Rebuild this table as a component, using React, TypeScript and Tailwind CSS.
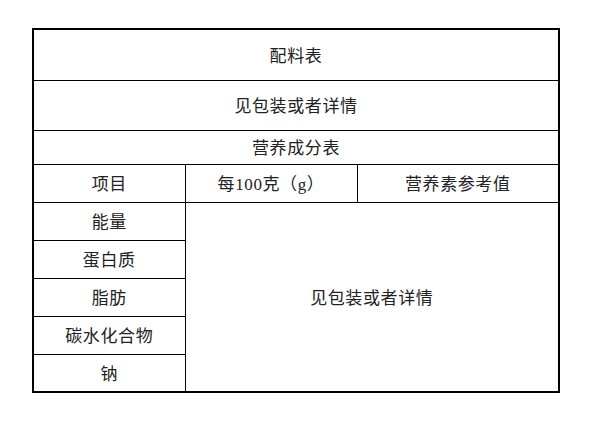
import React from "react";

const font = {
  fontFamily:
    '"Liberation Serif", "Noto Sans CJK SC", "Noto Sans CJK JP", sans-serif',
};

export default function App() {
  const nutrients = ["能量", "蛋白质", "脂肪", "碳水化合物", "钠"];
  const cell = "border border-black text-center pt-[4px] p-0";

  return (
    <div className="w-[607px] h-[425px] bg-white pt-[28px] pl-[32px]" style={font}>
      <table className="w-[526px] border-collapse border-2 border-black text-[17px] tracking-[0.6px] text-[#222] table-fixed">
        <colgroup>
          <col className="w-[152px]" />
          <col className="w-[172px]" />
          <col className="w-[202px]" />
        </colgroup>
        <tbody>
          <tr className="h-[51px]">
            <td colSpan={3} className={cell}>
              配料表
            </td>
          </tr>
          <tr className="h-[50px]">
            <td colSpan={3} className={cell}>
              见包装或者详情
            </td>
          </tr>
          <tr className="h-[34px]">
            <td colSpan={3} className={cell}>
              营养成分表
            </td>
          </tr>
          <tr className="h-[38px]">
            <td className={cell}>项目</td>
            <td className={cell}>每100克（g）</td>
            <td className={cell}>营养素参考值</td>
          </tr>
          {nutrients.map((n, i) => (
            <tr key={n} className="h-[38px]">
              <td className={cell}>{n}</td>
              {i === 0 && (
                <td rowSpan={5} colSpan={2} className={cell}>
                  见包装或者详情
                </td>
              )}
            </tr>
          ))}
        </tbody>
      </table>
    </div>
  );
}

=====

● GOAL:
All the lines above are to be reproduced exactly, except the pictures.

● TASK OUTPUT:
Rebuild this table as a component, using React, TypeScript and Tailwind CSS.
import React from "react";

const font = {
  fontFamily:
    '"Liberation Serif", "Noto Sans CJK SC", "Noto Sans CJK JP", sans-serif',
};

export default function App() {
  const nutrients = ["能量", "蛋白质", "脂肪", "碳水化合物", "钠"];
  const cell = "border border-black text-center pt-[4px] p-0";

  return (
    <div className="w-[607px] h-[425px] bg-white pt-[28px] pl-[32px]" style={font}>
      <table className="w-[526px] border-collapse border-2 border-black text-[17px] tracking-[0.6px] text-[#222] table-fixed">
        <colgroup>
          <col className="w-[152px]" />
          <col className="w-[172px]" />
          <col className="w-[202px]" />
        </colgroup>
        <tbody>
          <tr className="h-[51px]">
            <td colSpan={3} className={cell}>
              配料表
            </td>
          </tr>
          <tr className="h-[50px]">
            <td colSpan={3} className={cell}>
              见包装或者详情
            </td>
          </tr>
          <tr className="h-[34px]">
            <td colSpan={3} className={cell}>
              营养成分表
            </td>
          </tr>
          <tr className="h-[38px]">
            <td className={cell}>项目</td>
            <td className={cell}>每100克（g）</td>
            <td className={cell}>营养素参考值</td>
          </tr>
          {nutrients.map((n, i) => (
            <tr key={n} className="h-[38px]">
              <td className={cell}>{n}</td>
              {i === 0 && (
                <td rowSpan={5} colSpan={2} className={cell}>
                  见包装或者详情
                </td>
              )}
            </tr>
          ))}
        </tbody>
      </table>
    </div>
  );
}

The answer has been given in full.